# What you should do:
Every line below is to be copied exactly, with the pictures left out.

------ Records shown ------

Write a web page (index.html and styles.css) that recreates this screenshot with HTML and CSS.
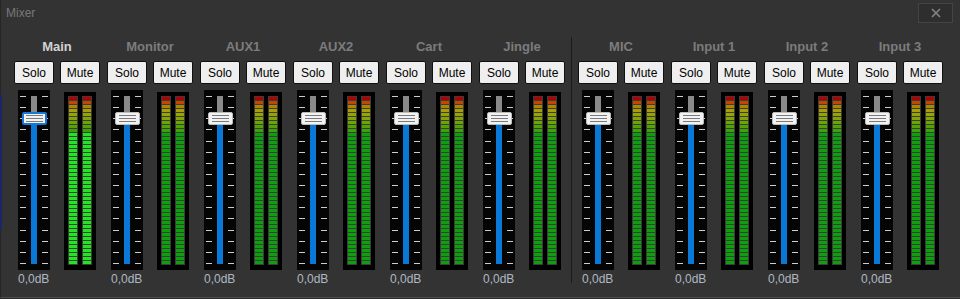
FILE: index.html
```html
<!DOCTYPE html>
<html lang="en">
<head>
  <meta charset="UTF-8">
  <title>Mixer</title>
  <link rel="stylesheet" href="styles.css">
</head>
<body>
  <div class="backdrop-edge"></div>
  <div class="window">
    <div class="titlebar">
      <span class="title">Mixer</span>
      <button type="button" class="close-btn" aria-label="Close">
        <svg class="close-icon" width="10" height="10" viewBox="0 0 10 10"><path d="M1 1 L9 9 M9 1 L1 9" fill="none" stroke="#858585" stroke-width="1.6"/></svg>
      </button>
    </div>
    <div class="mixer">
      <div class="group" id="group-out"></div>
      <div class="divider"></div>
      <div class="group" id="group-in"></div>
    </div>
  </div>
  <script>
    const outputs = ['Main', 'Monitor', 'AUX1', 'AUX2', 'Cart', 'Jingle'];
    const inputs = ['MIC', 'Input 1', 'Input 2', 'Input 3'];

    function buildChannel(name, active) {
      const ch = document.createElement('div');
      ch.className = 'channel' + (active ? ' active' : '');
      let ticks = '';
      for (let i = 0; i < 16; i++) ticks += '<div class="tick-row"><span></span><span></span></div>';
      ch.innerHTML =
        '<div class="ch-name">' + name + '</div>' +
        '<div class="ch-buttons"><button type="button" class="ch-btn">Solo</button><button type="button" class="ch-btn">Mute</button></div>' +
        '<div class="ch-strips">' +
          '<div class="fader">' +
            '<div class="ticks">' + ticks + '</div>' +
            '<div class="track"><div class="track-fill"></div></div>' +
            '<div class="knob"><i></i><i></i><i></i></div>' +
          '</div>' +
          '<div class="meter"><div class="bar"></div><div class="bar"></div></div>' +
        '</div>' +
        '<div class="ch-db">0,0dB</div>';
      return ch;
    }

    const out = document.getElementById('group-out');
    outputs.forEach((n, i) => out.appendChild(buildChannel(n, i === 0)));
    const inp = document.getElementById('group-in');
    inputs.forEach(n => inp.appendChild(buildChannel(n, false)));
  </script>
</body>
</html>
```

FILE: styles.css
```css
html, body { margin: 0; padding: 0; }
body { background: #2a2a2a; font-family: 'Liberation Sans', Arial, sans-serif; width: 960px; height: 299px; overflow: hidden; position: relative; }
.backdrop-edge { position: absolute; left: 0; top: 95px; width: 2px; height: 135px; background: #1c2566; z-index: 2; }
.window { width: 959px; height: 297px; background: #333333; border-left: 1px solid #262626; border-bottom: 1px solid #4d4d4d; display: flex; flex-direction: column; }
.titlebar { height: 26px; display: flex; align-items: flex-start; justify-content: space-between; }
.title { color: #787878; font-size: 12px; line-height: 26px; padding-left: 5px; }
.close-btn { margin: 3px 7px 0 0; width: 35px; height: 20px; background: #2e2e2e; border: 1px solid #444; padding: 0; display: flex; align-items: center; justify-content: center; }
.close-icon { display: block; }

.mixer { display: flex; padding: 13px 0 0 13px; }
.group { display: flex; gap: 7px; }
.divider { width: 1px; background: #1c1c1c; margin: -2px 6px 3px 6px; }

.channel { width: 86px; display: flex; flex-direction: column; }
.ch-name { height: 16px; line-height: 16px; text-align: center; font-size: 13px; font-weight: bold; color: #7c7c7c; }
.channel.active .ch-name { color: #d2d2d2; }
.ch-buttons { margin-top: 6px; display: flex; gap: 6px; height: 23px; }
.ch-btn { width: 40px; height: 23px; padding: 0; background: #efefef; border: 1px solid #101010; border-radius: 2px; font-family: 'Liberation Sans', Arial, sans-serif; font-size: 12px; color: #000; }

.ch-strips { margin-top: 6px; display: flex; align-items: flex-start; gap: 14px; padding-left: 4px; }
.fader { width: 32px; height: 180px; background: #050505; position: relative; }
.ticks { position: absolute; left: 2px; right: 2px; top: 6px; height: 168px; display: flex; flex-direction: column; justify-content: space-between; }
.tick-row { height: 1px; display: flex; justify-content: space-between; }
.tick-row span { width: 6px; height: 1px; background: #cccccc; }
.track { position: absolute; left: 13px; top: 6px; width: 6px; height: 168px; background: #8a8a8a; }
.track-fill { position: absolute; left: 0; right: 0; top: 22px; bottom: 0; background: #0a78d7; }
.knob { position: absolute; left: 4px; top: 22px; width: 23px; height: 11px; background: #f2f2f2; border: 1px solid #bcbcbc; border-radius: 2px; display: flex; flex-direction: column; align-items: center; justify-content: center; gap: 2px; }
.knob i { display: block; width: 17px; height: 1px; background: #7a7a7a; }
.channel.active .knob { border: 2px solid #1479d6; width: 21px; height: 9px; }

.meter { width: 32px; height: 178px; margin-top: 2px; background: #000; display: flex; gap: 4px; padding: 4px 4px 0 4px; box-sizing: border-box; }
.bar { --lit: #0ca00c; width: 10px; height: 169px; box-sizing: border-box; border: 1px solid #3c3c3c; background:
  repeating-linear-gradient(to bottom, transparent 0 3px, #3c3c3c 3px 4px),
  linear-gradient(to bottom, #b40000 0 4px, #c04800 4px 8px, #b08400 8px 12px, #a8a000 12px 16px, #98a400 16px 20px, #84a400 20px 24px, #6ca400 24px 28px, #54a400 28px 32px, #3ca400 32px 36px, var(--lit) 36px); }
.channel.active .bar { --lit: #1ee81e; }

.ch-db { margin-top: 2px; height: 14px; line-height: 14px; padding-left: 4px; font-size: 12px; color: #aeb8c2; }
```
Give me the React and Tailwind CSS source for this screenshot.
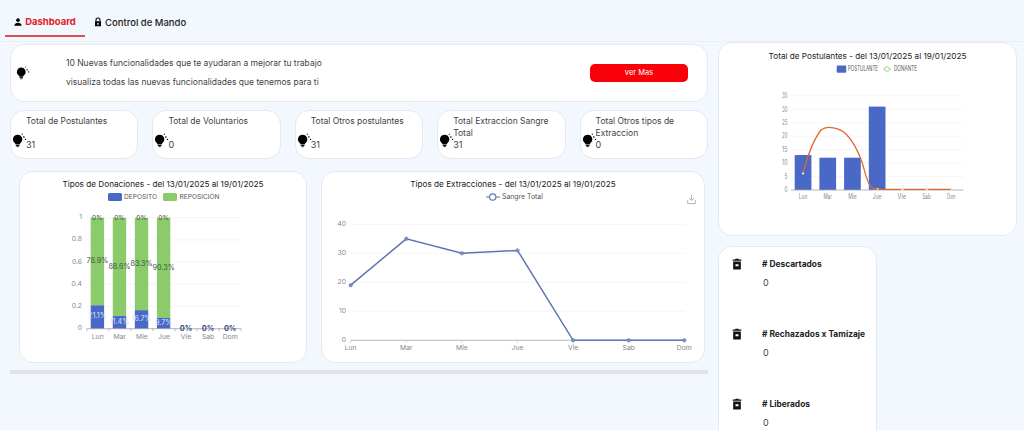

------

# Reply:
Write a web page (index.html and styles.css) that recreates this screenshot with HTML and CSS.
FILE: index.html
```html
<!DOCTYPE html>
<html lang="en">
<head>
  <meta charset="UTF-8">
  <title>Mixer</title>
  <link rel="stylesheet" href="styles.css">
</head>
<body>
  <div class="backdrop-edge"></div>
  <div class="window">
    <div class="titlebar">
      <span class="title">Mixer</span>
      <button type="button" class="close-btn" aria-label="Close">
        <svg class="close-icon" width="10" height="10" viewBox="0 0 10 10"><path d="M1 1 L9 9 M9 1 L1 9" fill="none" stroke="#858585" stroke-width="1.6"/></svg>
      </button>
    </div>
    <div class="mixer">
      <div class="group" id="group-out"></div>
      <div class="divider"></div>
      <div class="group" id="group-in"></div>
    </div>
  </div>
  <script>
    const outputs = ['Main', 'Monitor', 'AUX1', 'AUX2', 'Cart', 'Jingle'];
    const inputs = ['MIC', 'Input 1', 'Input 2', 'Input 3'];

    function buildChannel(name, active) {
      const ch = document.createElement('div');
      ch.className = 'channel' + (active ? ' active' : '');
      let ticks = '';
      for (let i = 0; i < 16; i++) ticks += '<div class="tick-row"><span></span><span></span></div>';
      ch.innerHTML =
        '<div class="ch-name">' + name + '</div>' +
        '<div class="ch-buttons"><button type="button" class="ch-btn">Solo</button><button type="button" class="ch-btn">Mute</button></div>' +
        '<div class="ch-strips">' +
          '<div class="fader">' +
            '<div class="ticks">' + ticks + '</div>' +
            '<div class="track"><div class="track-fill"></div></div>' +
            '<div class="knob"><i></i><i></i><i></i></div>' +
          '</div>' +
          '<div class="meter"><div class="bar"></div><div class="bar"></div></div>' +
        '</div>' +
        '<div class="ch-db">0,0dB</div>';
      return ch;
    }

    const out = document.getElementById('group-out');
    outputs.forEach((n, i) => out.appendChild(buildChannel(n, i === 0)));
    const inp = document.getElementById('group-in');
    inputs.forEach(n => inp.appendChild(buildChannel(n, false)));
  </script>
</body>
</html>
```

FILE: styles.css
```css
html, body { margin: 0; padding: 0; }
body { background: #2a2a2a; font-family: 'Liberation Sans', Arial, sans-serif; width: 960px; height: 299px; overflow: hidden; position: relative; }
.backdrop-edge { position: absolute; left: 0; top: 95px; width: 2px; height: 135px; background: #1c2566; z-index: 2; }
.window { width: 959px; height: 297px; background: #333333; border-left: 1px solid #262626; border-bottom: 1px solid #4d4d4d; display: flex; flex-direction: column; }
.titlebar { height: 26px; display: flex; align-items: flex-start; justify-content: space-between; }
.title { color: #787878; font-size: 12px; line-height: 26px; padding-left: 5px; }
.close-btn { margin: 3px 7px 0 0; width: 35px; height: 20px; background: #2e2e2e; border: 1px solid #444; padding: 0; display: flex; align-items: center; justify-content: center; }
.close-icon { display: block; }

.mixer { display: flex; padding: 13px 0 0 13px; }
.group { display: flex; gap: 7px; }
.divider { width: 1px; background: #1c1c1c; margin: -2px 6px 3px 6px; }

.channel { width: 86px; display: flex; flex-direction: column; }
.ch-name { height: 16px; line-height: 16px; text-align: center; font-size: 13px; font-weight: bold; color: #7c7c7c; }
.channel.active .ch-name { color: #d2d2d2; }
.ch-buttons { margin-top: 6px; display: flex; gap: 6px; height: 23px; }
.ch-btn { width: 40px; height: 23px; padding: 0; background: #efefef; border: 1px solid #101010; border-radius: 2px; font-family: 'Liberation Sans', Arial, sans-serif; font-size: 12px; color: #000; }

.ch-strips { margin-top: 6px; display: flex; align-items: flex-start; gap: 14px; padding-left: 4px; }
.fader { width: 32px; height: 180px; background: #050505; position: relative; }
.ticks { position: absolute; left: 2px; right: 2px; top: 6px; height: 168px; display: flex; flex-direction: column; justify-content: space-between; }
.tick-row { height: 1px; display: flex; justify-content: space-between; }
.tick-row span { width: 6px; height: 1px; background: #cccccc; }
.track { position: absolute; left: 13px; top: 6px; width: 6px; height: 168px; background: #8a8a8a; }
.track-fill { position: absolute; left: 0; right: 0; top: 22px; bottom: 0; background: #0a78d7; }
.knob { position: absolute; left: 4px; top: 22px; width: 23px; height: 11px; background: #f2f2f2; border: 1px solid #bcbcbc; border-radius: 2px; display: flex; flex-direction: column; align-items: center; justify-content: center; gap: 2px; }
.knob i { display: block; width: 17px; height: 1px; background: #7a7a7a; }
.channel.active .knob { border: 2px solid #1479d6; width: 21px; height: 9px; }

.meter { width: 32px; height: 178px; margin-top: 2px; background: #000; display: flex; gap: 4px; padding: 4px 4px 0 4px; box-sizing: border-box; }
.bar { --lit: #0ca00c; width: 10px; height: 169px; box-sizing: border-box; border: 1px solid #3c3c3c; background:
  repeating-linear-gradient(to bottom, transparent 0 3px, #3c3c3c 3px 4px),
  linear-gradient(to bottom, #b40000 0 4px, #c04800 4px 8px, #b08400 8px 12px, #a8a000 12px 16px, #98a400 16px 20px, #84a400 20px 24px, #6ca400 24px 28px, #54a400 28px 32px, #3ca400 32px 36px, var(--lit) 36px); }
.channel.active .bar { --lit: #1ee81e; }

.ch-db { margin-top: 2px; height: 14px; line-height: 14px; padding-left: 4px; font-size: 12px; color: #aeb8c2; }
```
Give me the React and Tailwind CSS source for this screenshot.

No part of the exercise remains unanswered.